Thursday, May 13, 2010

TV-Free Summer (Gasp!)

My neighbor, Lisa, and I did a Lenten fast from the internet that was incredibly rewarding, eye-opening, and convicting. (I wrote about it here and she wrote about it here--both are worth reading, I think.)

She and I have been mulling over the ramifications of the greater peace and less stress we experienced, the increased joy in the small things, and the restorative quality of the activities in which we engaged during the time we had hitherto been online. The result? her challenge to me to go computer (internet) free during the summer and my growing interest in having my kids go TV free during the summer.

I don't want my children to grow up addicted to the TV, to think that the TV is what you do when you are "bored" or when you're "tired" or whatever. I want them to first think of books, playing outside, sitting quietly, playing a game with their siblings, etc. They're too young to even consider playing on the computer as a way to pass time, but that's just around the corner. I want to encourage them to develop good habits and skills NOW about how to pass the time constructively and in a way that restores them, not in a way that sucks it out of them.

Anyone else in with me for this challenge? Here are my rules:
  • Summer consists of June, July, August
  • I'm not going to be super-Nazi here and say they can't watch it at others' houses, the gym, and so forth
  • If someone is genuinely sick and truly lying around all day, then we can pull out a movie
  • If it's pouring down rain and has been for more than a day, then we'll consider it.
  • If they're watching TV, I'm going to watch it with them
How many times do you let them watch their favorite Super Why! or Disney movie by themselves while you clean up, talk on the phone, etc.? I do it often--I trust the content of what I let them watch by themselves, so I figure it's a "safe" activity while I get something done. But they LOVE it when I sit and watch something with them. It's instantly more of a family activity. And, I bet it will make me think twice about turning it on. If I don't "have time" or want to watch it, I'll work extra hard to find something else in which to engage their interest. That's going to mean less phone time, more creative employment of my children around the house while I clean (they can/will clean with me), and more thoughtfulness about the whole process in general.
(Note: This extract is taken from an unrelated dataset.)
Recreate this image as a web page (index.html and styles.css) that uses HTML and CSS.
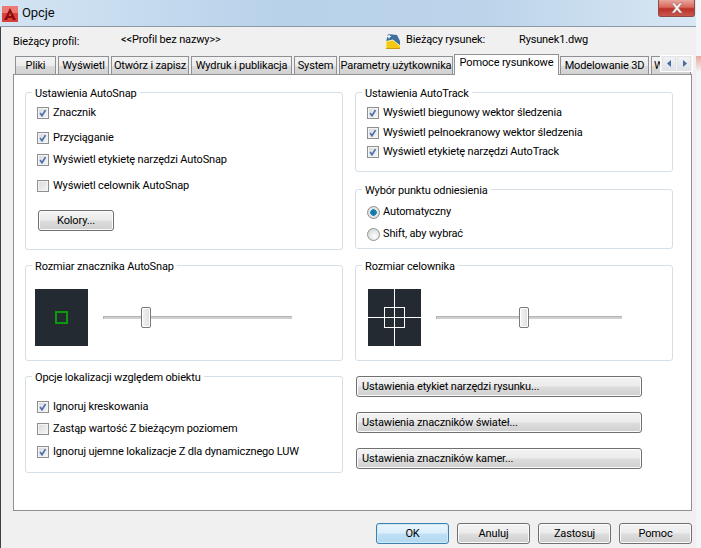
FILE: index.html
```html
<!DOCTYPE html>
<html lang="pl">
<head>
<meta charset="utf-8">
<title>Opcje</title>
<link rel="stylesheet" href="styles.css">
</head>
<body>
<svg class="defs" width="0" height="0" aria-hidden="true">
  <symbol id="tick" viewBox="0 0 12 12"><path d="M2.500 6 4.800 9.300 9 2.500" fill="none" stroke="#4a6fb0" stroke-width="2"/></symbol>
</svg>
<div class="stain"></div>
<div class="window">
  <header class="titlebar">
    <svg class="logo" viewBox="0 0 16 16"><rect width="16" height="16" fill="#d8423c"/><rect width="16" height="7" fill="#ea7a72"/><path d="M8 2 2 14h3l1-2h4l1 2h3z" fill="#8e0d0d"/><path d="M8 6.500 6.800 10h2.400z" fill="#e25a52"/></svg>
    <span class="title-text">Opcje</span>
    <div class="close"><svg viewBox="0 0 14 12" width="14" height="12"><path d="M1.500 1 4.500 1 7 4 9.500 1 12.500 1 8.600 6 12.500 11 9.500 11 7 8 4.500 11 1.500 11 5.400 6z" fill="#f4eeee" stroke="#8a6a6a" stroke-width=".5"/></svg></div>
  </header>

  <div class="profile">
    <span class="p-label">Bieżący profil:</span>
    <span class="p-name">&lt;&lt;Profil bez nazwy&gt;&gt;</span>
    <svg class="dwg-icon" viewBox="0 0 16 16"><path d="M1 9 3 1l9 1 3 6v4z" fill="#3f6f9f"/><path d="M1 8.500 8 7l7 6v3H1z" fill="#f4c814"/><path d="M1 16V8.500L8 7l7 6" fill="none" stroke="#fff3b0"/><path d="M1 15.500h14" stroke="#c99a10"/><path d="M4 1l.8 1.700L6.500 3.500 4.800 4.300 4 6 3.200 4.300 1.500 3.500 3.200 2.700z" fill="#fff"/></svg>
    <span class="p-draw">Bieżący rysunek:</span>
    <span class="p-file">Rysunek1.dwg</span>
  </div>

  <nav class="tabs">
    <div class="tab t1">Pliki</div>
    <div class="tab t2">Wyświetl</div>
    <div class="tab t3">Otwórz i zapisz</div>
    <div class="tab t4">Wydruk i publikacja</div>
    <div class="tab t5">System</div>
    <div class="tab t6">Parametry użytkownika</div>
    <div class="tab active">Pomoce rysunkowe</div>
    <div class="tab t8">Modelowanie 3D</div>
    <div class="tab t9">W</div>
    <div class="scroller">
      <div class="scroll-btn"><svg viewBox="0 0 5 7" width="5" height="7"><path d="M4 0v7L0 3.500z" fill="#4a6a9c"/></svg></div>
      <div class="scroll-btn"><svg viewBox="0 0 5 7" width="5" height="7"><path d="M1 0v7l4-3.500z" fill="#4a6a9c"/></svg></div>
    </div>
  </nav>

  <main class="panel">
    <div class="col">
      <section class="group g-snap">
        <div class="legend">Ustawienia AutoSnap</div>
        <label class="row m4"><span class="cb"><svg><use href="#tick"/></svg></span>Znacznik</label>
        <label class="row m9"><span class="cb"><svg><use href="#tick"/></svg></span>Przyciąganie</label>
        <label class="row m6"><span class="cb"><svg><use href="#tick"/></svg></span>Wyświetl etykietę narzędzi AutoSnap</label>
        <label class="row m10"><span class="cb"></span>Wyświetl celownik AutoSnap</label>
        <button class="btn colors">Kolory...</button>
      </section>

      <section class="group g-size">
        <div class="legend">Rozmiar znacznika AutoSnap</div>
        <div class="size-body pad-a">
          <div class="preview"><span class="marker"></span></div>
          <div class="slider sl-a"><span class="thumb"></span></div>
        </div>
      </section>

      <section class="group g-opts">
        <div class="legend">Opcje lokalizacji względem obiektu</div>
        <label class="row m14"><span class="cb"><svg><use href="#tick"/></svg></span>Ignoruj kreskowania</label>
        <label class="row m6"><span class="cb"></span>Zastąp wartość Z bieżącym poziomem</label>
        <label class="row m7"><span class="cb"><svg><use href="#tick"/></svg></span>Ignoruj ujemne lokalizacje Z dla dynamicznego LUW</label>
      </section>
    </div>

    <div class="col">
      <section class="group g-track">
        <div class="legend">Ustawienia AutoTrack</div>
        <label class="row m4"><span class="cb"><svg><use href="#tick"/></svg></span>Wyświetl biegunowy wektor śledzenia</label>
        <label class="row m4"><span class="cb"><svg><use href="#tick"/></svg></span>Wyświetl pełnoekranowy wektor śledzenia</label>
        <label class="row m3"><span class="cb"><svg><use href="#tick"/></svg></span>Wyświetl etykietę narzędzi AutoTrack</label>
      </section>

      <section class="group g-pick">
        <div class="legend">Wybór punktu odniesienia</div>
        <label class="row m6"><span class="radio on"></span>Automatyczny</label>
        <label class="row m6"><span class="radio"></span>Shift, aby wybrać</label>
      </section>

      <section class="group g-size">
        <div class="legend">Rozmiar celownika</div>
        <div class="size-body pad-b">
          <div class="preview">
            <svg viewBox="0 0 53 57" width="53" height="57"><path d="M26.500 0V57M0 28.500H53" stroke="#fff" fill="none"/><rect x="16.500" y="18.500" width="20" height="20" fill="none" stroke="#fff"/></svg>
          </div>
          <div class="slider sl-b"><span class="thumb"></span></div>
        </div>
      </section>

      <div class="actions">
        <button class="btn wide">Ustawienia etykiet narzędzi rysunku...</button>
        <button class="btn wide">Ustawienia znaczników świateł...</button>
        <button class="btn wide">Ustawienia znaczników kamer...</button>
      </div>
    </div>
  </main>

  <footer class="footer">
    <button class="btn foot primary">OK</button>
    <button class="btn foot">Anuluj</button>
    <button class="btn foot">Zastosuj</button>
    <button class="btn foot">Pomoc</button>
  </footer>
</div>
</body>
</html>
```
FILE: styles.css
```css
* { box-sizing: border-box; }
html, body { margin: 0; height: 100%; overflow: hidden; background: #f3f6f9; }
body, button { font: 11px/16px Roboto, "Noto Sans", sans-serif; letter-spacing: -.15px; color: #000; }
.defs { position: absolute; }
.stain { position: absolute; left: 696px; top: 56px; width: 5px; height: 16px; background: linear-gradient(#e8a79f, #f3f6f9); }

.window { width: 696px; height: 548px; background: #f0f0f0; display: flex; flex-direction: column; border-left: 1px solid #3b414a; position: relative; }

.titlebar { height: 27px; margin-left: -1px; background: linear-gradient(90deg, #d3e4f3 0, #b8d2ea 40%, #bcd4ea 70%, #d8e7f4 100%); border-bottom: 1px solid #8d99a6; display: flex; align-items: center; padding-left: 2px; flex: none; position: relative; }
.logo { width: 16px; height: 16px; margin-top: 1px; }
.title-text { font-size: 13px; margin-left: 4px; letter-spacing: -.1px; color: #0c0c0c; }
.close { position: absolute; right: 1px; top: 0; width: 37px; height: 17px; background: linear-gradient(#e9a69c, #d9665b 45%, #bb3027 55%, #c9584e); border: 1px solid #8f4b45; border-top: 0; border-radius: 0 0 3px 3px; display: flex; align-items: center; justify-content: center; }

.profile { height: 27px; flex: none; display: flex; position: relative; }
.p-label { margin: 7px 0 0 12px; width: 108px; }
.p-name { margin-top: 5px; width: 264px; }
.dwg-icon { width: 16px; height: 16px; margin-top: 6px; }
.p-draw { margin: 5px 0 0 5px; width: 113px; }
.p-file { margin-top: 5px; }

.tabs { height: 21px; margin-bottom: -1px; flex: none; display: flex; align-items: flex-start; gap: 2px; margin-left: 14px; width: 681px; position: relative; z-index: 1; overflow: hidden; }
.tab { height: 18px; margin-top: 2px; line-height: 17px; background: linear-gradient(#f3f3f3 0, #ececec 50%, #dadada 55%, #d2d2d2 100%); border: 1px solid #8e9094; border-bottom: 0; text-align: center; white-space: nowrap; flex: none; overflow: hidden; }
.t1 { width: 41px; }
.t2 { width: 51px; }
.t3 { width: 78px; }
.t4 { width: 101px; }
.t5 { width: 43px; }
.t6 { width: 114px; margin-right: -1px; }
.active { width: 105px; height: 21px; margin-top: 0; background: #fff; line-height: 15px; margin-right: -1px; }
.t8 { width: 89px; }
.t9 { width: 40px; text-align: left; padding-left: 2px; }
.scroller { position: absolute; right: 3px; top: 1px; width: 33px; height: 17px; background: #f0f0f0; display: flex; gap: 1px; padding: 0 1px; border: 1px solid #fff; }
.scroll-btn { flex: 1; background: linear-gradient(#f0f2f6, #dfe2e8); border: 1px solid #e4e4e4; display: flex; align-items: center; justify-content: center; }

.panel { width: 679px; height: 437px; margin-left: 12px; flex: none; background: #fff; border: 1px solid #8e9094; padding: 17px 0 0 11px; display: flex; gap: 12px; }
.col { width: 318px; display: flex; flex-direction: column; }

.group { border: 1px solid #d5dfe5; border-radius: 3px; flex: none; }
.legend { width: fit-content; height: 16px; margin: -8px 0 0 6px; padding: 0 3px; background: #fff; line-height: 18px; white-space: nowrap; }
.g-snap { height: 158px; margin-bottom: 15px; }
.g-track { height: 80px; margin-bottom: 17px; }
.g-pick { height: 60px; margin-bottom: 16px; }
.g-size { height: 96px; margin-bottom: 15px; }
.g-opts { height: 97px; }

.row { display: flex; align-items: center; height: 16px; margin-left: 11px; white-space: nowrap; }
.m3 { margin-top: 3px; }
.m4 { margin-top: 4px; }
.m6 { margin-top: 6px; }
.m7 { margin-top: 7px; }
.m9 { margin-top: 9px; }
.m10 { margin-top: 10px; }
.m14 { margin-top: 14px; }

.cb { width: 12px; height: 12px; margin-right: 4px; flex: none; border: 1px solid #8e8f8f; background: linear-gradient(135deg, #d8d9db, #f6f6f6); box-shadow: inset 0 0 0 1px #f4f4f4; }
.cb svg { display: block; width: 10px; height: 10px; }
.radio { width: 13px; height: 13px; margin-right: 3px; flex: none; border-radius: 50%; border: 1px solid #8e8f8f; background: radial-gradient(circle at 60% 65%, #fdfdfd, #cfd0d2); }
.radio.on { background: radial-gradient(circle, #0f6f9f 0, #1c85b4 3px, #e9e9e9 3.600px, #cfd0d2 100%); }

.btn { display: block; padding: 0; border: 1px solid #707070; border-radius: 3px; background: linear-gradient(#f4f4f4 0, #ebebeb 48%, #dddddd 52%, #cfcfcf 100%); box-shadow: inset 0 0 0 1px #fbfbfb; text-align: center; }
.colors { width: 76px; height: 21px; margin: 16px 0 0 12px; }
.wide { width: 286px; height: 21px; text-align: left; padding-left: 5px; margin-left: 1px; }
.actions { display: flex; flex-direction: column; gap: 15px; }
.foot { width: 73px; height: 21px; }
.primary { border-color: #3c7fb1; background: linear-gradient(#e9f5fc 0, #dceefa 48%, #bfe0f5 52%, #b3d8f0 100%); box-shadow: inset 0 0 0 1px #cfeaf9; }

.size-body { display: flex; align-items: center; margin-top: 15px; }
.pad-a { padding-left: 9px; }
.pad-b { padding-left: 12px; }
.preview { width: 53px; height: 57px; background: #232a32; display: flex; align-items: center; justify-content: center; flex: none; }
.preview svg { display: block; }
.marker { width: 13px; height: 13px; border: 2px solid #0c9a0c; }
.slider { height: 3px; margin-left: 15px; background: #cfcfcf; border-top: 1px solid #b4b4b4; border-left: 1px solid #b4b4b4; position: relative; }
.sl-a { width: 189px; }
.sl-b { width: 186px; }
.thumb { position: absolute; top: -10px; width: 10px; height: 21px; border: 1px solid #7a7a7a; border-radius: 2px; background: linear-gradient(90deg, #f5f5f5, #dedede); box-shadow: inset 0 0 0 1px #fff; }
.sl-a .thumb { left: 37px; }
.sl-b .thumb { left: 82px; }

.footer { display: flex; justify-content: flex-end; gap: 8px; padding-right: 4px; margin-top: 12px; }
```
I'm working up to it. Our former schedule was Super Why! regularly plus Dinosaur Train on occasion in the mornings and a movie in the afternoon after naptime ("movie" was generally limited to about an hour, but there were many times when it stretched beyond that!). That's WAY more TV than I ever expected to let my kids watch and there have been some legitimate uses of it with my three young ones. However, they now play pretty well together and are getting much more creative and imaginative. I've been weaning us off as follows: aiming for TV free mornings for a full week and letting the afternoon be whatever. Then, working off the afternoon by cutting back on time first. We'll go cold turkey soon, here!

Monday, May 3, 2010

Derby Day and Tradition

This past weekend was the Kentucky Derby--a long-standing ritual for many in Kentucky and the world of horse racing. For those of us who grew up reading The Black Stallion, we can envision the race and root for the underdog. Derby Day is full of ritual and tradition, from the big hats the women wear to the race to the mint juleps, Kentucky Hot Browns, and Derby Pie people eat.

How do traditions start? The best traditions are not manufactured or created; they simply grow over time, encompassing new people and new aspects with each new celebration. This year, we are having our final Derby Day party with some beloved neighbors who will move out of state in 10 days.

Our Derby Day tradition started a few years ago (no one knows exactly what year) and was merely a response to some musings about the grand Kentucky Derby tradition and the desire to try a real mint julep. We watched the race just to lend some credibility to our mint julep toast and the tradition was off... running down the track... rounding the first curve.... You get the picture.

Each year, we've added something to the festivities (first, we added Derby Pie... the world's easiest pie to make; second, we added Kentucky Hot Browns--also easy to make; this year, we're adding some extra neighbors). One thing has remained essentially the same: none of us follow horse racing, so we pool our combined ignorance of the race and its contestants while we gather around the TV for 2 minutes of glorious horse racing fame. We raise our mint juleps high, cheer on whoever is the underdog or has a fun name, marvel at the strange world of horse racing and the tiny jockeys, let the kids eat while we chat, and then finish our meal--thoroughly enjoying the good company and the fact that this has become an annual tradition.

That's how the best traditions are: they are organic and grow along with your family. Don't waste too much time creating the perfect experience that you then hope to replicate each year with exactitude. Just go on vacation, celebrate a holiday, do something fun. Let the good times roll and cherish the moment. If something is significant enough to repeat, you will find a way. It might even be better the next go 'round!